# Aim of the exercise:
Copy every line from the material below that holds "React".

# Given material:
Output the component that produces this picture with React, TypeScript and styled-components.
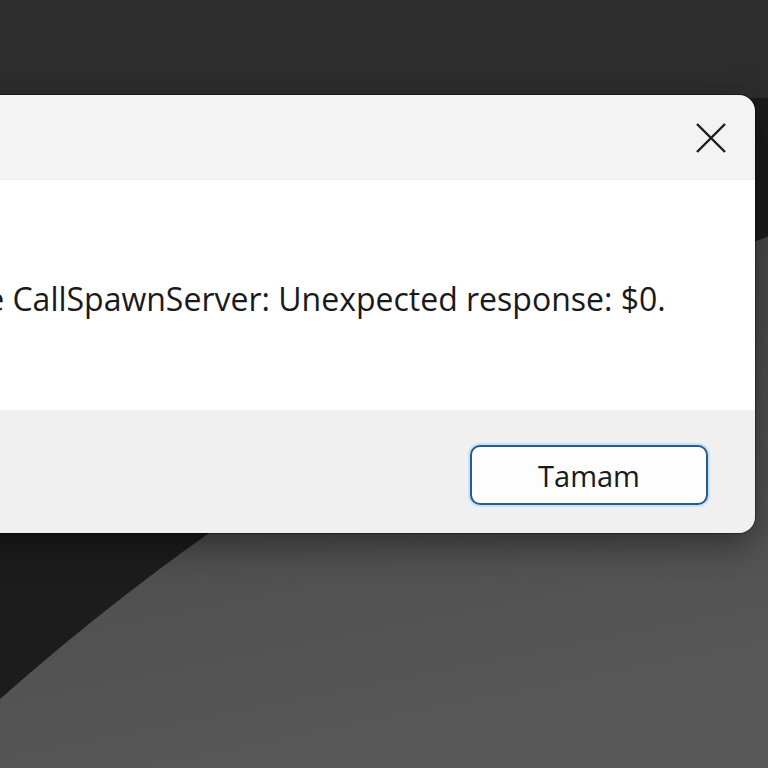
import React from 'react'
import styled, { createGlobalStyle } from 'styled-components'

const GlobalStyle = createGlobalStyle`
  html, body {
    margin: 0;
    padding: 0;
    height: 100%;
    overflow: hidden;
    background: #2f2f2f;
  }
  body {
    font-family: "Open Sans", "Noto Sans", sans-serif;
  }
`

const Wallpaper = () => (
    <WallpaperSvg viewBox="0 0 768 768" preserveAspectRatio="none">
        <defs>
            <linearGradient id="topFill" x1="0" y1="0" x2="0" y2="1">
                <stop offset="0" stopColor="#2d2d2d" />
                <stop offset="1" stopColor="#323232" />
            </linearGradient>
            <linearGradient id="lightFill" x1="0" y1="0" x2="0.3" y2="1">
                <stop offset="0" stopColor="#434343" />
                <stop offset="1" stopColor="#575757" />
            </linearGradient>
        </defs>
        <rect x="0" y="0" width="768" height="768" fill="url(#topFill)" />
        <rect x="0" y="98" width="768" height="670" fill="#1c1c1c" />
        <path d="M -20 717 Q 330 400 780 232 L 780 768 L -20 768 Z" fill="url(#lightFill)" />
    </WallpaperSvg>
)

const Page = () => (
    <Screen>
        <Wallpaper />
        <Dialog>
            <TitleBar>
                <CloseButton aria-label="Kapat">
                    <svg width="30" height="30" viewBox="0 0 30 30">
                        <path d="M1 1 L29 29 M29 1 L1 29" stroke="#1b1b1b" strokeWidth="2.4" fill="none" />
                    </svg>
                </CloseButton>
            </TitleBar>
            <Body>
                <Message>Failure CallSpawnServer: Unexpected response: $0.</Message>
            </Body>
            <Footer>
                <Button>Tamam</Button>
            </Footer>
        </Dialog>
    </Screen>
)

export default function App() {
    return (
        <>
            <GlobalStyle />
            <Page />
        </>
    )
}

const WallpaperSvg = styled.svg`
    position: fixed;
    inset: 0;
    width: 100%;
    height: 100%;
    z-index: 0;
`

const Screen = styled.div`
    position: relative;
    min-height: 100vh;
    display: flex;
    flex-direction: column;
    align-items: flex-end;
    padding: 95px 13px 0 0;
    box-sizing: border-box;
`

const Dialog = styled.div`
    position: relative;
    z-index: 1;
    width: 1000px;
    flex-shrink: 0;
    display: flex;
    flex-direction: column;
    border-radius: 16px;
    overflow: hidden;
    box-shadow: 0 0 0 1px rgba(0, 0, 0, 0.35), 0 10px 36px rgba(0, 0, 0, 0.45);
`

const TitleBar = styled.div`
    height: 85px;
    background: #f3f3f3;
    display: flex;
    justify-content: flex-end;
    border-bottom: 1px solid #ececec;
    box-sizing: border-box;
`

const CloseButton = styled.button`
    width: 88px;
    height: 85px;
    border: none;
    background: transparent;
    padding: 0;
    display: flex;
    align-items: center;
    justify-content: center;
`

const Body = styled.div`
    height: 230px;
    background: #ffffff;
    display: flex;
    align-items: center;
    padding: 8px 0 0 148px;
    box-sizing: border-box;
`

const Message = styled.p`
    margin: 0;
    font-size: 32px;
    line-height: 44px;
    color: #1a1a1a;
    white-space: nowrap;
`

const Footer = styled.div`
    height: 123px;
    background: #f0f0f0;
    display: flex;
    justify-content: flex-end;
    align-items: flex-start;
    padding: 35px 47px 0 0;
    box-sizing: border-box;
`

const Button = styled.button`
    width: 238px;
    height: 60px;
    box-sizing: border-box;
    border: 2px solid #2a5a8c;
    border-radius: 10px;
    background: #fdfdfd;
    box-shadow: 0 0 0 2px #c4e4fb;
    font-family: "Open Sans", "Noto Sans", sans-serif;
    font-size: 29px;
    color: #1a1a1a;
    padding: 0;
`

# Output of the exercise:
Output the component that produces this picture with React, TypeScript and styled-components.
import React from 'react'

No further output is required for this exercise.